Royce Willis
- Born: 28 August 1975 (age 50) Tokoroa
- Height: 1.97 m (6 ft 5+1⁄2 in)
- Weight: 120 kg (265 lb)
- School: Tauranga Boys' College

Rugby union career
- Position: Lock

Senior career
- Years: Team / Apps / (Points)
- 2003-2009: Kobelco Steelers
- Correct as of 2012

Provincial / State sides
- Years: Team / Apps / (Points)
- Bay of Plenty
- -: Waikato / 50

Super Rugby
- Years: Team / Apps / (Points)
- Blues
- –: Chiefs

International career
- Years: Team / Apps / (Points)
- 1998-2002: New Zealand / 12 / (0)

= Royce Willis =

Royce Kevin Willis (born 28 August 1975 in Tokoroa) was an international rugby union player who represented New Zealand in 12 matches between 1998 and 2002.

==Rugby career==
Willis was educated at Tauranga Boys College where he first began playing rugby, he made the national secondary schools sides for three seasons in the early 1990s. In 1994 while still at school he played one game for the Bay of Plenty representative side. He returned to do 2nd year in 7th form so that he could be a member of the successful rowing eight in the year below him. This crew went on to win the Maadi cup and Springbok shield.

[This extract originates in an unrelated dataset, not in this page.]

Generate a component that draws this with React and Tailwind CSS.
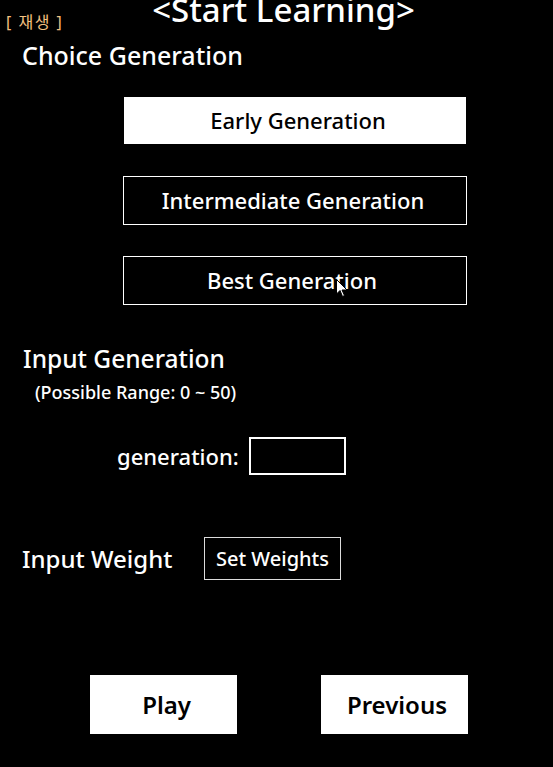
export default function App() {
    const font = { fontFamily: '"Noto Sans", "Noto Sans CJK KR", sans-serif' };

    return (
        <div style={font} className="relative w-[553px] h-[767px] overflow-hidden bg-black text-white">
            {/* recording label */}
            <span className="absolute left-[6px] top-[10px] text-[16px] leading-[24px] tracking-[1.5px] text-[#f5c080]">
                [ 재생 ]
            </span>

            <h1 className="-mt-[8px] pl-[14px] text-center text-[33px] leading-[36px] font-medium">
                &lt;Start Learning&gt;
            </h1>

            <h2 className="mt-[13px] pl-[22px] text-[25px] leading-[28px] font-medium">
                Choice Generation
            </h2>

            <div className="ml-[123px] mt-[28px] flex w-[344px] flex-col">
                <button className="ml-[1px] h-[47px] w-[342px] bg-white pl-[6px] text-[22px] font-medium text-black">
                    Early Generation
                </button>
                <button className="mt-[32px] h-[49px] w-[344px] border border-white pr-[4px] text-[22px] font-medium">
                    Intermediate Generation
                </button>
                <button className="mt-[31px] h-[49px] w-[344px] border border-white pr-[6px] text-[22px] font-medium">
                    Best Generation
                </button>
            </div>

            <h2 className="mt-[40px] pl-[23px] text-[24.5px] leading-[28px] font-medium">
                Input Generation
            </h2>
            <p className="mt-[9px] pl-[35px] text-[18px] leading-[20px] font-medium">
                (Possible Range: 0 ~ 50)
            </p>

            <div className="ml-[117px] mt-[35px] flex items-center gap-[11px]">
                <span className="w-[121px] whitespace-nowrap text-[22px] font-medium">generation:</span>
                <div className="h-[38px] w-[97px] border-2 border-white" />
            </div>

            <div className="ml-[22px] mt-[62px] flex items-center gap-[30px]">
                <span className="w-[152px] whitespace-nowrap text-[24px] font-medium">Input Weight</span>
                <button className="h-[43px] w-[137px] border border-[#dcdcdc] text-[20px] font-medium">
                    Set Weights
                </button>
            </div>

            <div className="ml-[90px] mt-[95px] flex gap-[84px]">
                <button className="h-[59px] w-[147px] bg-white pl-[6px] text-[24px] font-semibold text-black">
                    Play
                </button>
                <button className="h-[59px] w-[147px] bg-white pl-[5px] text-[24px] font-semibold text-black">
                    Previous
                </button>
            </div>

            {/* mouse pointer */}
            <svg className="absolute left-[336px] top-[279px]" width="12" height="19" viewBox="0 0 12 19">
                <path d="M0.5 0.5 L0.5 15 L4 11.5 L6.5 17.5 L8.5 16.5 L6 11 L11 11 Z" fill="#fff" stroke="#000" strokeWidth="1" />
            </svg>
        </div>
    );
}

Willis made the New Zealand Colts in 1995-96 and took a major step forward as a member of the Waikato representative side in 1997. Though he received just the one start in the NPC, Willis impressed as a replacement from the bench and shared in the Ranfurly Shield win over Auckland.

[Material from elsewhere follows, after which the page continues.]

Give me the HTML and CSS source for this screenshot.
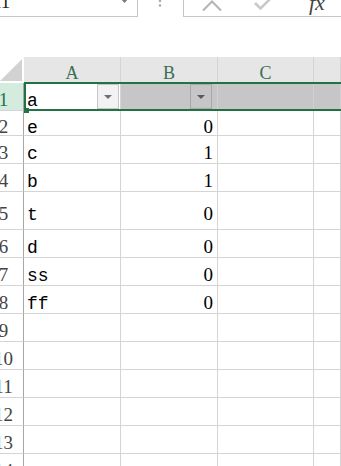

In 1998 he entered the Super made the New Zealand A squad for matches against England and Tonga.

With the World Cup looming in 1999 Willis was one of the players coach John Hart and his selectors turned to bolster the squad.

Willis took over from veteran Ian Jones and played the last two tests of the season, against South Africa and Australia.

He missed most of the 1999 Super 12 with the Chiefs, but he recovered in time to play a couple of matches for New Zealand A. He came on as a substitute in the final four domestic matches and was also used as a bench player in the World Cup with Robin Brooke and Norman Maxwell the preferred locks.

Jones was also in the squad and so Willis's chances were limited. At the World Cup he made five appearances, but started only in the pool match against Italy and in the third-fourth playoff against South Africa.

For the 2000 season, with Wayne Smith now the All Black coach, Willis was not a first choice selection as the All Blacks were concerned. He was overlooked in both the 2000 and the 2001 seasons, his only national representation coming with four appearances with New Zealand A on the tour of Europe at the end of the 2000 season.

In 2002 Willis was recalled to the All Black squad under the coaching now of John Mitchell. He made just one appearance, getting the final 10 minutes of the tri-nations test against the Springboks at the Wellington Stadium as a replacement. Willis had an excellent season with Waikato in the 2002 NPC but then departed along with other Waikato stalwarts such as Bruce Reihana and Deon Muir for overseas.

Willis managed 114 first class matches, of which 50 were for Waikato and 36 in the Super 12. Of his dozen tests eight were as a replacement or as a substitute.

Royce is now working as a physiotherapist specialising in balance disorders in Nelson, NZ.